- TASK GOAL -
Copy out all the lines exactly. Omit pictures.

- SUPPLIED MATERIAL -
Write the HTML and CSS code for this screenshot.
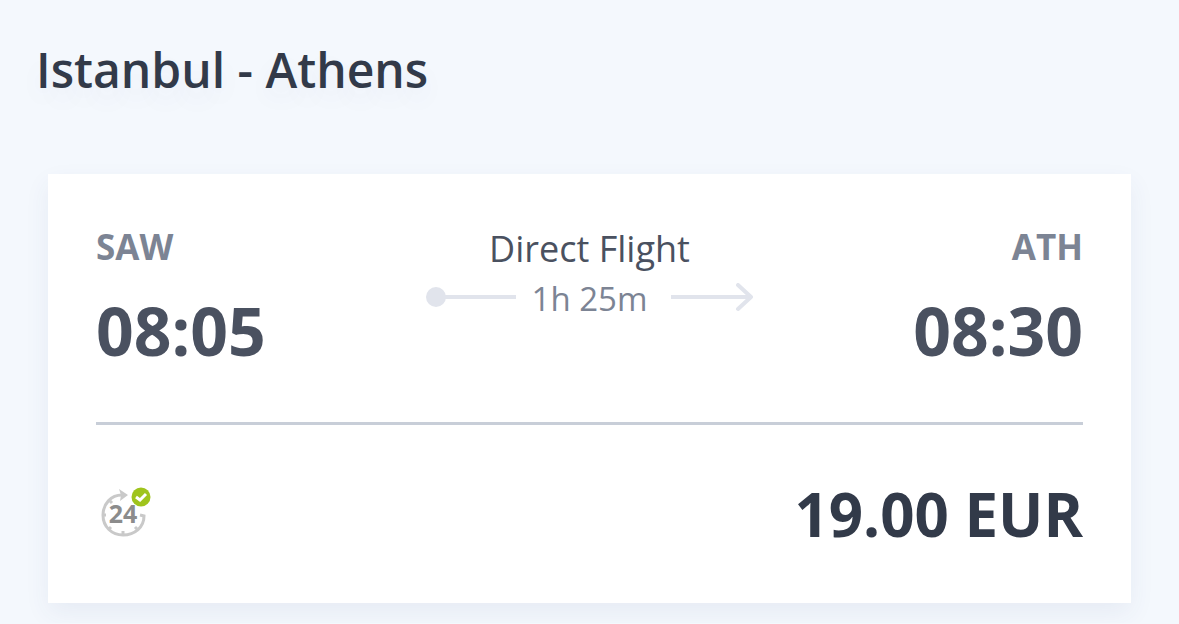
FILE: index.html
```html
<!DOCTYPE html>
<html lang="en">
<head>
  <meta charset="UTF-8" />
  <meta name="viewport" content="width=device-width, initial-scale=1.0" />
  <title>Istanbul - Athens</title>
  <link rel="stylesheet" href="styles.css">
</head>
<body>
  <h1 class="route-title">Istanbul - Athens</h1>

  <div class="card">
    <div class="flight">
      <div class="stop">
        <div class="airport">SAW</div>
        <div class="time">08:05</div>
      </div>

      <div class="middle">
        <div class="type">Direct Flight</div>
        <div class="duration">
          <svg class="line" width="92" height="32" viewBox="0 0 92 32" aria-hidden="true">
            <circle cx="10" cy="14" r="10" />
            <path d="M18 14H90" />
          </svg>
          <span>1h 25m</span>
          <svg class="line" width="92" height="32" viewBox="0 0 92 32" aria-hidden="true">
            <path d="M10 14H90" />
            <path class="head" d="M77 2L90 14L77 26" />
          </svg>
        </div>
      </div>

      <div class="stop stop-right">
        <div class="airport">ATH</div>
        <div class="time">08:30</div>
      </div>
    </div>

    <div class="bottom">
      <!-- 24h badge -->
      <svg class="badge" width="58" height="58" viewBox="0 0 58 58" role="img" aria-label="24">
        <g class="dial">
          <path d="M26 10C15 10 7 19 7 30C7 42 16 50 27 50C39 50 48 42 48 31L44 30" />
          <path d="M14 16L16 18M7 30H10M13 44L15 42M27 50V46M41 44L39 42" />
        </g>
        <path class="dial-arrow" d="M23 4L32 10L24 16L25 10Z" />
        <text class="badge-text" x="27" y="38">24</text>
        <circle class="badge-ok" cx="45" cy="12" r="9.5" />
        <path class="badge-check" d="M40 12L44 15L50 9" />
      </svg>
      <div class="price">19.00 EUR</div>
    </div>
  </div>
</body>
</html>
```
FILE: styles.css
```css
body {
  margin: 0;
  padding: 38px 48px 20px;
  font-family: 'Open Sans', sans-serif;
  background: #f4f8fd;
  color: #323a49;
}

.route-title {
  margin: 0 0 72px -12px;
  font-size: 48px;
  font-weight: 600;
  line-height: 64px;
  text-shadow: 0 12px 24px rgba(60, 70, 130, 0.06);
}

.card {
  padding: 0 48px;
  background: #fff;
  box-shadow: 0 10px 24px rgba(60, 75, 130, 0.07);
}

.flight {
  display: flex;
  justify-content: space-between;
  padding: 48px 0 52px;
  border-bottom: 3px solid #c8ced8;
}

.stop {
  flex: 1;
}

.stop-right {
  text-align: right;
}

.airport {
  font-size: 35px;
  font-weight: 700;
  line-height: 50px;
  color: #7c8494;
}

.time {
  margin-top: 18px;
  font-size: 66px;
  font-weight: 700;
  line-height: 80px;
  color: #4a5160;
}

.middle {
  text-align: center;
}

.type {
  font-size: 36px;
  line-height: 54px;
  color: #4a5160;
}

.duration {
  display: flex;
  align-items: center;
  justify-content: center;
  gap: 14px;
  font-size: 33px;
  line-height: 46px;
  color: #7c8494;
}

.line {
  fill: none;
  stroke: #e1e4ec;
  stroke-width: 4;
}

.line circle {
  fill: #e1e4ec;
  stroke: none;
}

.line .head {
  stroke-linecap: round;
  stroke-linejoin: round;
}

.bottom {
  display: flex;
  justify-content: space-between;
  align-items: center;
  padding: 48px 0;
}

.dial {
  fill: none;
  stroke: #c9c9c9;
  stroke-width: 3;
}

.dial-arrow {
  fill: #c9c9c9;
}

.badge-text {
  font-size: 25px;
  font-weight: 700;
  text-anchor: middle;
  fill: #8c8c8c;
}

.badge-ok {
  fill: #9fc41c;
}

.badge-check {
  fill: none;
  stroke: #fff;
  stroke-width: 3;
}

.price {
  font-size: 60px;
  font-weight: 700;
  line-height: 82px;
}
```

- ANSWER TO THE PROBLEM -
Write the HTML and CSS code for this screenshot.
FILE: index.html
```html
<!DOCTYPE html>
<html lang="en">
<head>
  <meta charset="UTF-8" />
  <meta name="viewport" content="width=device-width, initial-scale=1.0" />
  <title>Istanbul - Athens</title>
  <link rel="stylesheet" href="styles.css">
</head>
<body>
  <h1 class="route-title">Istanbul - Athens</h1>

  <div class="card">
    <div class="flight">
      <div class="stop">
        <div class="airport">SAW</div>
        <div class="time">08:05</div>
      </div>

      <div class="middle">
        <div class="type">Direct Flight</div>
        <div class="duration">
          <svg class="line" width="92" height="32" viewBox="0 0 92 32" aria-hidden="true">
            <circle cx="10" cy="14" r="10" />
            <path d="M18 14H90" />
          </svg>
          <span>1h 25m</span>
          <svg class="line" width="92" height="32" viewBox="0 0 92 32" aria-hidden="true">
            <path d="M10 14H90" />
            <path class="head" d="M77 2L90 14L77 26" />
          </svg>
        </div>
      </div>

      <div class="stop stop-right">
        <div class="airport">ATH</div>
        <div class="time">08:30</div>
      </div>
    </div>

    <div class="bottom">
      <!-- 24h badge -->
      <svg class="badge" width="58" height="58" viewBox="0 0 58 58" role="img" aria-label="24">
        <g class="dial">
          <path d="M26 10C15 10 7 19 7 30C7 42 16 50 27 50C39 50 48 42 48 31L44 30" />
          <path d="M14 16L16 18M7 30H10M13 44L15 42M27 50V46M41 44L39 42" />
        </g>
        <path class="dial-arrow" d="M23 4L32 10L24 16L25 10Z" />
        <text class="badge-text" x="27" y="38">24</text>
        <circle class="badge-ok" cx="45" cy="12" r="9.5" />
        <path class="badge-check" d="M40 12L44 15L50 9" />
      </svg>
      <div class="price">19.00 EUR</div>
    </div>
  </div>
</body>
</html>
```
FILE: styles.css
```css
body {
  margin: 0;
  padding: 38px 48px 20px;
  font-family: 'Open Sans', sans-serif;
  background: #f4f8fd;
  color: #323a49;
}

.route-title {
  margin: 0 0 72px -12px;
  font-size: 48px;
  font-weight: 600;
  line-height: 64px;
  text-shadow: 0 12px 24px rgba(60, 70, 130, 0.06);
}

.card {
  padding: 0 48px;
  background: #fff;
  box-shadow: 0 10px 24px rgba(60, 75, 130, 0.07);
}

.flight {
  display: flex;
  justify-content: space-between;
  padding: 48px 0 52px;
  border-bottom: 3px solid #c8ced8;
}

.stop {
  flex: 1;
}

.stop-right {
  text-align: right;
}

.airport {
  font-size: 35px;
  font-weight: 700;
  line-height: 50px;
  color: #7c8494;
}

.time {
  margin-top: 18px;
  font-size: 66px;
  font-weight: 700;
  line-height: 80px;
  color: #4a5160;
}

.middle {
  text-align: center;
}

.type {
  font-size: 36px;
  line-height: 54px;
  color: #4a5160;
}

.duration {
  display: flex;
  align-items: center;
  justify-content: center;
  gap: 14px;
  font-size: 33px;
  line-height: 46px;
  color: #7c8494;
}

.line {
  fill: none;
  stroke: #e1e4ec;
  stroke-width: 4;
}

.line circle {
  fill: #e1e4ec;
  stroke: none;
}

.line .head {
  stroke-linecap: round;
  stroke-linejoin: round;
}

.bottom {
  display: flex;
  justify-content: space-between;
  align-items: center;
  padding: 48px 0;
}

.dial {
  fill: none;
  stroke: #c9c9c9;
  stroke-width: 3;
}

.dial-arrow {
  fill: #c9c9c9;
}

.badge-text {
  font-size: 25px;
  font-weight: 700;
  text-anchor: middle;
  fill: #8c8c8c;
}

.badge-ok {
  fill: #9fc41c;
}

.badge-check {
  fill: none;
  stroke: #fff;
  stroke-width: 3;
}

.price {
  font-size: 60px;
  font-weight: 700;
  line-height: 82px;
}
```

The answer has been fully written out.